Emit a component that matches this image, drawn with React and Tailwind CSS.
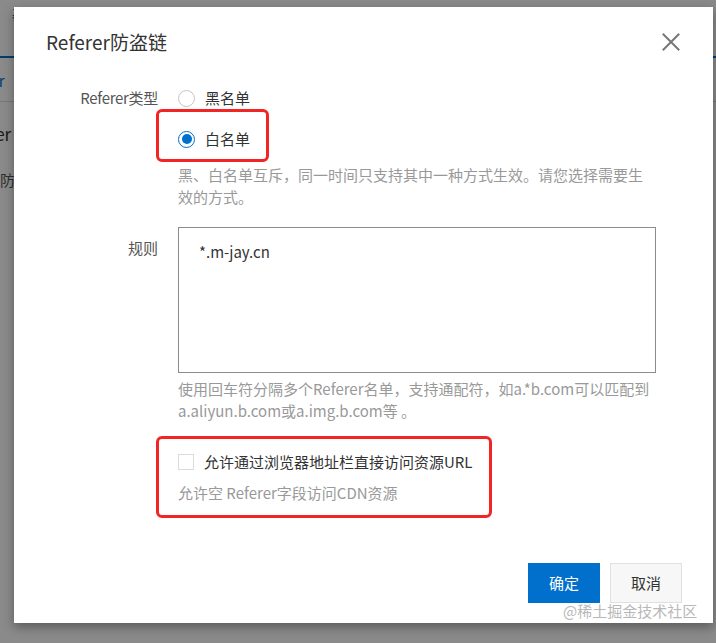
import React from 'react'

const FONT = { fontFamily: '"Noto Sans CJK SC", "Noto Sans", sans-serif' }

function Radio({ checked, label }) {
  return (
    <label className="flex items-center gap-[10px] h-[30px]">
      {checked ? (
        <span className="w-[17px] h-[17px] rounded-full border border-[#0070cc] flex items-center justify-center">
          <span className="w-[10px] h-[10px] rounded-full bg-[#0070cc]" />
        </span>
      ) : (
        <span className="w-[17px] h-[17px] rounded-full border border-[#c4c4c4] bg-white" />
      )}
      <span className="text-[15px] text-[#333]">{label}</span>
    </label>
  )
}

export default function App() {
  return (
    <div className="relative w-[716px] h-[643px] overflow-hidden bg-white" style={FONT}>
      {/* page behind the modal */}
      <div className="flex flex-col -ml-[46px] pt-[4px]">
        <div className="flex items-center gap-[8px] h-[20px] text-[13px] text-[#333]">
          <span className="w-[10px] h-[10px] rounded-full bg-[#2a9d4a] ml-[36px]" />
          <span className="ml-[4px]">基础配置</span>
        </div>
        <div className="h-[34px] border-b-2 border-[#0070cc]" />
        <div className="h-[44px] pt-[4px] flex items-center text-[15px] text-[#0070cc] border-b border-[#ddd]">Referer</div>
        <div className="h-[58px] pt-[6px] flex items-center text-[17px] text-[#333]">Referer</div>
        <div className="h-[40px] flex items-center text-[15px] text-[#555] pl-[46px]">防盗链</div>
      </div>

      {/* overlay */}
      <div className="absolute inset-0 bg-black/[0.46]" />

      {/* dialog */}
      <div className="absolute left-[14px] top-[7px] w-[699px] h-[616px] bg-white shadow-[0_4px_10px_rgba(0,0,0,0.35)] flex flex-col px-[32px]">
        <div className="h-[70px] flex items-center justify-between">
          <h2 className="text-[19px] text-[#333]">Referer防盗链</h2>
          <svg width="18" height="18" viewBox="0 0 18 18" className="mr-[1px]">
            <path d="M1.5 1.5 L16.5 16.5 M16.5 1.5 L1.5 16.5" stroke="#777" strokeWidth="2" strokeLinecap="square" />
          </svg>
        </div>

        <div className="flex mt-[6px]">
          <div className="w-[112px] text-right text-[15px] text-[#555] leading-[30px] shrink-0 tracking-[-0.3px]">Referer类型</div>
          <div className="ml-[20px] w-[478px] flex flex-col">
            <Radio label="黑名单" />
            <div className="mt-[11px]">
              <Radio checked label="白名单" />
            </div>
            <p className="mt-[10px] text-[15px] leading-[22px] text-[#999]">
              黑、白名单互斥，同一时间只支持其中一种方式生效。请您选择需要生效的方式。
            </p>
          </div>
        </div>

        <div className="flex mt-[19px]">
          <div className="w-[112px] text-right text-[15px] text-[#555] leading-[22px] pt-[10px] shrink-0">规则</div>
          <div className="ml-[20px] w-[478px] flex flex-col">
            <textarea
              className="h-[146px] border border-[#8c8c8c] px-[20px] py-[12px] text-[15px] leading-[24px] text-[#333] resize-none outline-none"
              style={FONT}
              defaultValue="*.m-jay.cn"
            />
            <p className="mt-[5px] text-[15px] leading-[22px] text-[#999]">
              使用回车符分隔多个Referer名单，支持通配符，如a.*b.com可以匹配到a.aliyun.b.com或a.img.b.com等 。
            </p>
            <div className="mt-[29px] flex items-center gap-[10px] h-[22px]">
              <span className="w-[16px] h-[16px] border border-[#dcdcdc] bg-white" />
              <span className="text-[15px] text-[#333]">允许通过浏览器地址栏直接访问资源URL</span>
            </div>
            <p className="mt-[9px] text-[15px] leading-[22px] text-[#999]">允许空 Referer字段访问CDN资源</p>
          </div>
        </div>

        <div className="mt-auto mb-[20px] flex justify-end gap-[10px]">
          <button className="w-[72px] h-[40px] bg-[#0070cc] text-white text-[15px]">确定</button>
          <button className="w-[72px] h-[40px] bg-[#f7f7f7] border border-[#e0e0e0] text-[#333] text-[15px] mr-[-1px]">取消</button>
        </div>

        {/* annotation boxes */}
        <div className="absolute left-[142px] top-[102px] w-[113px] h-[53px] border-[3px] border-[#f22424] rounded-[6px]" />
        <div className="absolute left-[142px] top-[429px] w-[336px] h-[82px] border-[3px] border-[#f22424] rounded-[6px]" />
      </div>

      {/* watermark */}
      <div className="absolute left-[563px] top-[600px] text-[15px] leading-[22px] text-[#b8b8b8]">@稀土掘金技术社区</div>
    </div>
  )
}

★ ★ ★

Pick out the lines containing the word "React" and show them.

Emit a component that matches this image, drawn with React and Tailwind CSS.
import React from 'react'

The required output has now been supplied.